National Leader Simon Bridges yesterday broke with years of liberal traditions in his Party and swung it sharply to the right with a new hardline law and order policy.
This follows on an increasing shift to the right under Bridges with policies like his promise to pull New Zealand out of the UN Compact on Migration.
And there were hints of Donald Trump yesterday in a tweeted reply to Newsroom Editor, Tim Murphy.
Commenting on the law and order policy announced yesterday, Murphy tweeted: “Is there anything more unimaginative in opposition policy-making than ‘work for the dole’ ‘get the gangs’ or ‘hard labour for prisoners’?”
Bridges replied: “Is there anything more unimaginative than a middle-class journalist sneering predictably about a centre-right political party arguing for policies in line with its long-held principles?”
But in fact, the policies announced by Bridges yesterday do not match with the general direction of travel of the Party on law and order issues over the past few years.
Bridges has proposed a crackdown on parole; prisoners would need to get NCEA2 before they could apply and; murderers who did not reveal where a body was would not be legible.
There would be harsher sentences for gang members and for some crimes.
In the previous Government, Bill English, Stephen Joyce and even Judith Collins all cautioned against increasing prison numbers.
Most famously, Bill English said in 2011 that prisons were “a moral and fiscal failure” and New Zealand should never build another one.
Corrections Minister, Judith Collins, following up English’s comments said: “we cannot continue to keep locking up people at the rate that we have over the last decade, and we have to put a lot more emphasis on rehabilitation.”
The prison population has jumped by 18 per cent since English made his comments and currently stands at 9969.
That rate of growth troubled former Finance Minister, Stephen Joyce, who told a National Party conference in 2016 that the Government was looking at policies that would manage that demand (for prison places) down a little bit better.

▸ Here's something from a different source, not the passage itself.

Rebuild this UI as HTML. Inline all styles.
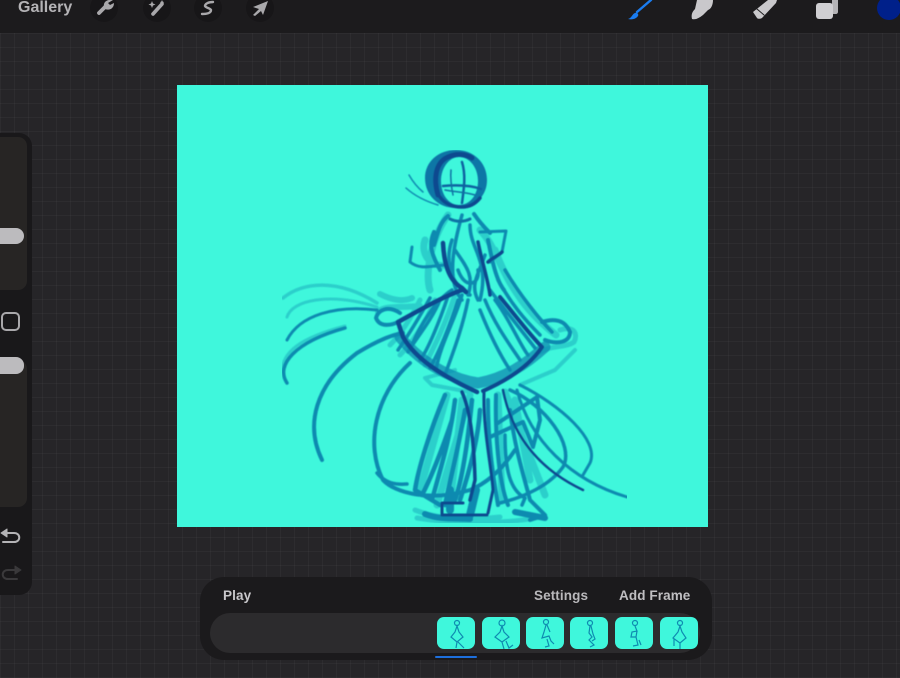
<!DOCTYPE html>
<html>
<head>
<meta charset="utf-8">
<style>
html,body{margin:0;padding:0}
body{width:900px;height:678px;overflow:hidden;position:relative;background-color:#262528;font-family:"Liberation Sans",sans-serif;
background-image:repeating-linear-gradient(90deg,rgba(255,255,255,.03) 0 1px,transparent 1px 14px),repeating-linear-gradient(0deg,rgba(255,255,255,.03) 0 1px,transparent 1px 14px)}
.top{position:absolute;left:0;top:0;width:900px;height:33px;background:#1c1b1d}
.gal{position:absolute;left:18px;top:-2px;font-size:16px;line-height:20px;font-weight:bold;color:#b4b3b6}
.canvas{position:absolute;left:177px;top:85px;width:531px;height:442px;background:#3ff7dc}
.side{position:absolute;left:-20px;top:133px;width:52px;height:462px;border-radius:13px;background:#19181a}
.sl{position:absolute;width:27px;background:#272524;border-radius:0 9px 9px 0}
.hd{position:absolute;width:24px;background:#bcbbbe;border-radius:0 8px 8px 0}
.sq{position:absolute;left:1px;top:312px;width:15px;height:15px;border:2px solid #a9a8ab;border-radius:5px}
.panel{position:absolute;left:200px;top:577px;width:512px;height:83px;border-radius:24px;background:#1b1a1c}
.track{position:absolute;left:210px;top:613px;width:490px;height:40px;border-radius:20px;background:#2c2b2d}
.lbl{position:absolute;top:587px;font-size:13.5px;line-height:18px;font-weight:bold;color:#c9c8cb;letter-spacing:.1px}
.th{position:absolute;top:617px;width:38px;height:32px;border-radius:7px;background:#3ff7dc;overflow:hidden}
.th svg{display:block}
.ul{position:absolute;left:435px;top:656px;width:42px;height:2px;background:#1d6fdc;border-radius:1px}
svg.ov{position:absolute;left:0;top:0}
</style>
</head>
<body>
<div class="top"></div>
<div class="gal">Gallery</div>
<div class="canvas"></div>

<svg class="ov" width="900" height="678" viewBox="0 0 900 678" fill="none" stroke-linecap="round" stroke-linejoin="round">
  <defs><filter id="b" x="0" y="0" width="100%" height="100%"><feGaussianBlur stdDeviation=".6"/></filter></defs>
  <!-- top circles -->
  <circle cx="104" cy="8" r="14" fill="#171618"/>
  <circle cx="157" cy="8" r="14" fill="#171618"/>
  <circle cx="208" cy="8" r="14" fill="#171618"/>
  <circle cx="260" cy="8" r="14" fill="#171618"/>
  <!-- wrench -->
  <path d="M99 13 L106 6" stroke="#a9a8ab" stroke-width="3.800"/>
  <path d="M104 7 C103 2 107 -1 113 0 L108 3 L110 5 L114 3 C114 8 110 11 105 9Z" fill="#a9a8ab"/>
  <!-- wand -->
  <path d="M153 14 L162 4" stroke="#a9a8ab" stroke-width="3.600"/>
  <path d="M152 1 l1 2.500 2.500 1 -2.500 1 -1 2.500 -1-2.500 -2.500-1 2.500-1z M162 0 l.7 1.500 1.500 .7 -1.500 .7 -.7 1.500 -.7-1.500 -1.500-.7 1.500-.7z" fill="#a9a8ab"/>
  <!-- s -->
  <path d="M213 2 C208 2 205 4 205 6 C206 8 210 8 211 10 C211 13 207 14 202 14" stroke="#a9a8ab" stroke-width="2.400"/>
  <!-- arrow -->
  <path d="M268 1 L253 7 L259 9 L253 15 L255 16 L261 11 L263 15Z" fill="#a9a8ab"/>
  <!-- brush -->
  <path d="M651 0 L637 12" stroke="#1a7cf0" stroke-width="2.400"/>
  <path d="M628 19 C632 18 632 14 635 13 C637 12 639 14 638 16 C636 19 632 20 628 19Z" fill="#1a7cf0"/>
  <!-- smudge -->
  <path d="M697 0 L713 0 C713 5 711 9 708 10 L703 15 C699 18 696 20 692 19 C691 15 692 12 695 9Z" fill="#c9c8cb"/>
  <!-- eraser -->
  <path d="M753 12 L768 0 L777 0 L776 3 L762 18 C760 19 758 19 757 18Z" fill="#c9c8cb"/>
  <path d="M757 9 L764 15" stroke="#1c1b1d" stroke-width="1"/>
  <!-- layers -->
  <path d="M832 0 H838 V12 C838 13 837 14 836 14 H832Z" fill="#b4b3b6"/>
  <rect x="816" y="3" width="17" height="16" rx="3" fill="#d0cfd2"/>
  <!-- colour -->
  <circle cx="889" cy="8" r="12" fill="#00208a"/>

  <g filter="url(#b)">
  <!-- lightest layer -->
  <g stroke="#1fb5c0" opacity=".6">
    <path stroke-width="3.500" d="M283 298 C303 282 337 278 377 303"/>
    <path stroke-width="3" d="M287 317 C292 300 330 292 377 307"/>
    <path stroke-width="3" d="M282 372 C282 352 300 338 345 326"/>
    <path stroke-width="6" d="M380 294 C392 300 402 302 412 298 M378 312 C385 305 400 308 420 306"/>
    <path stroke-width="5" d="M560 330 C575 325 578 335 574 342 C565 348 552 345 540 352"/>
    <path stroke-width="4" d="M575 350 L555 370 L520 385 M455 370 L425 378 L432 385 L470 392"/>
    <path stroke-width="7" d="M447 395 L420 490 M470 395 L437 505 M462 400 L450 505 M498 395 L502 500 M505 392 L545 495 M515 400 L530 480"/>
    <path stroke-width="5" d="M415 510 C440 520 470 520 500 517 M417 518 C460 525 510 524 545 516"/>
    <path stroke-width="7" d="M425 240 C420 255 432 268 445 265 M480 230 C495 245 500 270 518 295 M448 215 C430 240 425 275 430 290 M495 250 C510 290 530 315 556 335"/>
    <path stroke-width="5" d="M420 300 C410 320 400 335 390 345 M435 300 C425 325 410 345 400 355 M455 295 C445 325 435 345 425 365"/>
  </g>

  <!-- mid layer -->
  <g stroke="#0e8ab0">
    <path stroke-width="3" d="M287 340 C300 315 335 305 377 310"/>
    <path stroke-width="3.500" d="M287 383 C275 365 295 342 345 328"/>
    <path stroke-width="4" d="M322 460 C305 425 315 385 357 353 C375 342 390 335 403 333"/>
    <path stroke-width="4" d="M410 363 C375 395 365 445 383 480 C395 493 430 502 470 490 C490 482 505 465 515 450"/>
    <path stroke-width="3.500" d="M377 473 C385 483 395 485 407 484"/>
    <path stroke-width="3" d="M520 385 C560 405 600 440 590 463 L583 475"/>
    <path stroke-width="3" d="M517 390 C530 440 570 480 627 497"/>
    <path stroke-width="3.500" d="M510 390 C545 405 575 445 563 467 C550 485 525 497 500 503"/>
    <path stroke-width="4" d="M498 423 L537 397 L540 420 L533 447 L523 422 L490 437"/>
    <path stroke-width="1.500" d="M409 175 C413 182 417 187 423 192 M406 188 C416 197 428 202 438 205"/>
    <path stroke-width="4" d="M400 313 C388 305 378 310 376 318 C380 328 392 325 398 322"/>
    <path stroke-width="4" d="M542 322 C555 318 565 320 570 332 C570 342 558 345 545 340"/>
    <path stroke-width="3.500" d="M430 298 C415 325 405 340 398 350 M440 300 C432 320 415 340 408 352 M448 296 C440 320 428 350 420 360 M458 300 C450 325 440 350 430 368 M452 290 C436 300 420 325 412 345 M462 295 C455 320 440 345 436 370 M468 300 C462 330 452 355 446 372"/>
    <path stroke-width="3.500" d="M490 290 C505 310 525 335 535 348 M498 280 C512 305 525 320 540 335 M505 270 C520 295 540 320 552 332 M485 300 C495 325 510 345 520 360 M480 310 C490 335 500 355 510 370 M495 300 C510 320 520 345 528 355"/>
    <path stroke-width="3.500" d="M462 215 C455 240 445 280 462 300 M470 225 C470 250 490 260 480 300 M455 250 C465 265 475 275 468 295 M452 240 C445 260 450 285 470 295 M458 270 C465 290 480 285 478 270 M485 255 C478 275 470 285 478 300"/>
    <path stroke-width="3" d="M412 247 L410 262 C420 270 430 266 445 265 M480 232 L506 231 L502 252 L490 262"/>
    <path stroke-width="4" d="M434 245 C438 232 440 222 448 216 M490 233 C482 225 478 220 474 214 M440 270 C432 255 428 245 434 232 M488 240 C492 260 496 280 504 290"/>
    <path stroke-width="4.500" d="M445 395 C430 430 418 470 415 490 L440 505 M455 400 C450 440 440 470 432 500 M465 410 C458 450 450 480 445 505 M480 410 C478 440 470 470 460 500 M452 420 C442 450 430 480 422 495 M472 400 C468 440 462 480 455 500"/>
    <path stroke-width="4" d="M496 395 C495 430 498 480 508 505 M510 410 C515 450 525 480 530 500 L545 515 L530 520 M488 400 C488 440 492 470 498 505"/>
    <path stroke-width="3.500" d="M505 435 C505 470 510 490 525 498 L522 505"/>
    <path stroke-width="8" d="M450 490 L450 510 M476 490 L470 515"/>
    <path stroke-width="6" d="M515 512 L545 518 M425 514 C440 520 455 518 470 519"/>
    <path stroke-width="11" opacity=".75" d="M400 337 C425 368 458 380 478 383 C505 378 525 365 545 347"/>
    <!-- head ring -->
    <path fill="#0f76a6" stroke="none" fill-rule="evenodd" d="M456 150 C474 150 487 163 487 180 C487 197 474 208 456 208 C438 208 425 195 425 178 C425 162 438 150 456 150Z M459 157 C449 157 441 168 441 181 C441 195 449 205 459 205 C470 205 478 195 478 181 C478 168 470 157 459 157Z"/>
  </g>

  <!-- dark layer -->
  <g stroke="#10498f">
    <path stroke-width="5" d="M438 195 C433 178 436 162 448 157 C456 153 466 154 472 158"/>
    <path stroke-width="3.500" d="M440 197 C445 204 452 207 462 207 C470 207 476 203 480 198"/>
    <path stroke-width="2.500" d="M443 186 C455 185 470 185 481 189 M462 203 C464 188 466 175 462 162" stroke="#0f62a0"/>
    <path stroke-width="1.500" d="M451 170 C450 180 452 190 453 195 M445 190 C455 192 465 192 475 195" stroke="#0f72a4"/>
    <path stroke-width="4.500" d="M443 243 C444 262 448 280 462 288 L466 292"/>
    <path stroke-width="3.500" d="M478 242 C482 262 488 280 490 295"/>
    <path stroke-width="4.500" d="M462 290 C440 298 420 310 398 322 L403 337 C415 358 440 375 477 392"/>
    <path stroke-width="4" d="M500 297 C515 315 530 335 542 347 C530 365 508 380 483 391"/>
    <path stroke-width="3.500" d="M488 262 C492 258 498 256 502 252"/>
    <path stroke-width="3.500" d="M462 392 C470 410 474 440 475 480 L470 500"/>
    <path stroke-width="3" d="M484 393 C483 430 492 470 493 490 L488 513"/>
    <path stroke-width="3" d="M463 503 H442 L442 515 H487"/>
    <path stroke-width="2.500" d="M503 390 C510 425 530 465 583 490"/>
    <path stroke-width="3" d="M450 219 C456 222 464 222 470 219" stroke="#0f72a4"/>
  </g>
  </g>
</svg>

<div class="side">
  <div class="sl" style="left:20px;top:4px;height:153px"></div>
  <div class="sl" style="left:20px;top:227px;height:147px"></div>
  <div class="hd" style="left:20px;top:95px;height:16px"></div>
  <div class="hd" style="left:20px;top:224px;height:17px"></div>
</div>
<div class="sq"></div>
<svg class="ov" width="40" height="600" viewBox="0 0 40 600" fill="none" stroke-linecap="round" stroke-linejoin="round">
  <path d="M3 533 H14 C21 533 21 542 14 542 H3" stroke="#b4b3b6" stroke-width="2"/>
  <path d="M7 529 L1 533 L7 537Z" fill="#b4b3b6" stroke="#b4b3b6"/>
  <path d="M18 570 H8 C1 570 1 579 8 579 H17" stroke="#3a393b" stroke-width="2"/>
  <path d="M15 566 L21 570 L15 574Z" fill="#3a393b" stroke="#3a393b"/>
</svg>

<div class="panel"></div>
<div class="track"></div>
<div class="lbl" style="left:223px">Play</div>
<div class="lbl" style="left:534px;color:#b9b8bb">Settings</div>
<div class="lbl" style="left:619px;color:#c0bfc2">Add Frame</div>

<div class="th" style="left:437px"><svg width="38" height="32" fill="none" stroke="#0f8bb0" stroke-width="1.200"><circle cx="20" cy="6" r="2.500"/><path d="M20 9 L22 15 L26 20 L20 25 L14 20 L18 15Z M20 25 L19 31 M21 25 L27 31"/></svg></div>
<div class="th" style="left:482px"><svg width="38" height="32" fill="none" stroke="#0f8bb0" stroke-width="1.200"><circle cx="20" cy="6" r="3"/><path d="M20 9 L22 15 L27 20 L20 25 L13 20 L18 15Z M20 25 L22 32 M24 24 L27 31 L31 28"/></svg></div>
<div class="th" style="left:526px"><svg width="38" height="32" fill="none" stroke="#0f8bb0" stroke-width="1.200"><circle cx="20" cy="5" r="2.500"/><path d="M20 8 L18 15 L16 21 L23 19 L25 24 L28 27 M21 8 L24 15 M21 22 L23 29 L19 30"/></svg></div>
<div class="th" style="left:570px"><svg width="38" height="32" fill="none" stroke="#0f8bb0" stroke-width="1.200"><circle cx="20" cy="6" r="2.500"/><path d="M20 9 L19 16 L22 20 L19 23 L24 28 L20 30 M21 9 L23 17 L25 22 L22 24"/></svg></div>
<div class="th" style="left:615px"><svg width="38" height="32" fill="none" stroke="#0f8bb0" stroke-width="1.200"><circle cx="20" cy="6" r="2.500"/><path d="M20 9 L22 14 L17 15 L16 20 L21 20 L23 28 L18 29 M24 23 L26 28 M22 14 L21 20"/></svg></div>
<div class="th" style="left:660px"><svg width="38" height="32" fill="none" stroke="#0f8bb0" stroke-width="1.200"><circle cx="20" cy="6" r="2.500"/><path d="M20 9 L18 15 L13 21 L20 26 L26 21 L22 15 Z M20 26 L20 32 M14 22 L14 29"/></svg></div>
<div class="ul"></div>
</body>
</html>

“We have some big investments coming up ahead of us in corrections, and that’s part of the infrastructure problem for a growing country sadly,” he said.
“We do have to think of ways that we can manage that cost while we maintain public safety.”
When Joyce made those comments, Corrections under then-laws was projecting an increase in the prison population to about 11,000 by 2026 at a capital cost of $1.5 – $2.0 billion for new prisons.
National has not provided an estimate of how much their crackdown would increase the prison population by, nor the cost of building new facilities.
The Party has produced its law and order policy before the final report of the “Safe and Effective Justice Group” chaired by a former National MP and Corrections Minister, Chester Borrowes.
That report is expected soon.
Speaking to POLITIK last night Borrowes said there were “good and bad” bits in the National policy.
“Changing the clean slate legislation is quite good,” he said – a reference to a proposal to wipe records for under 18-year-olds convicted of offences that carry less than two years imprisonment and who get NCEA2 and comply with other “good behaviour” criteria.
But Borrowes is less convinced by a raft of proposals to crack down on gangs.
“A lot of that gang stuff has already been done, and they have the ability to do it,” he said.
“So some of it is ho-hum, and some shows a little bit of insight.
But his taskforce in its interim report emphasised that many people involved in the justice system either as offenders or victims wanted justice policy de-politicised.
Borrowes was particularl critical of the proposal to restrict parole unless a prisoner got NCEA2.
He said that if “kids” had been at school for nine years and still didn’t have NCEA, then the educators should be held to account.
The other consequence of the proposed crackdown on parole and the longer sentences National is proposing for some offences would be the increase in prison numbers.
Borrowes said it was costing $1 million a bed to build a new prison.
Above all, he wants to see the debate about justice de-politicised.
“Get the politics out of it; get a cross-party accord; get people who are really interested in making some changes to actually sit in the same room and talk to one another about it rather than just pushing the button every three years,” he said.
Launching the policy yesterday, however, Bridges kept pressing the law and order button.
“Law and order is personal for me,” he said.
“I worked as a Crown Prosecutor on more than a hundred jury trials.
“I’ve seen the harm serious offenders have caused families and communities.
“I want New Zealand to be the safest country in the world.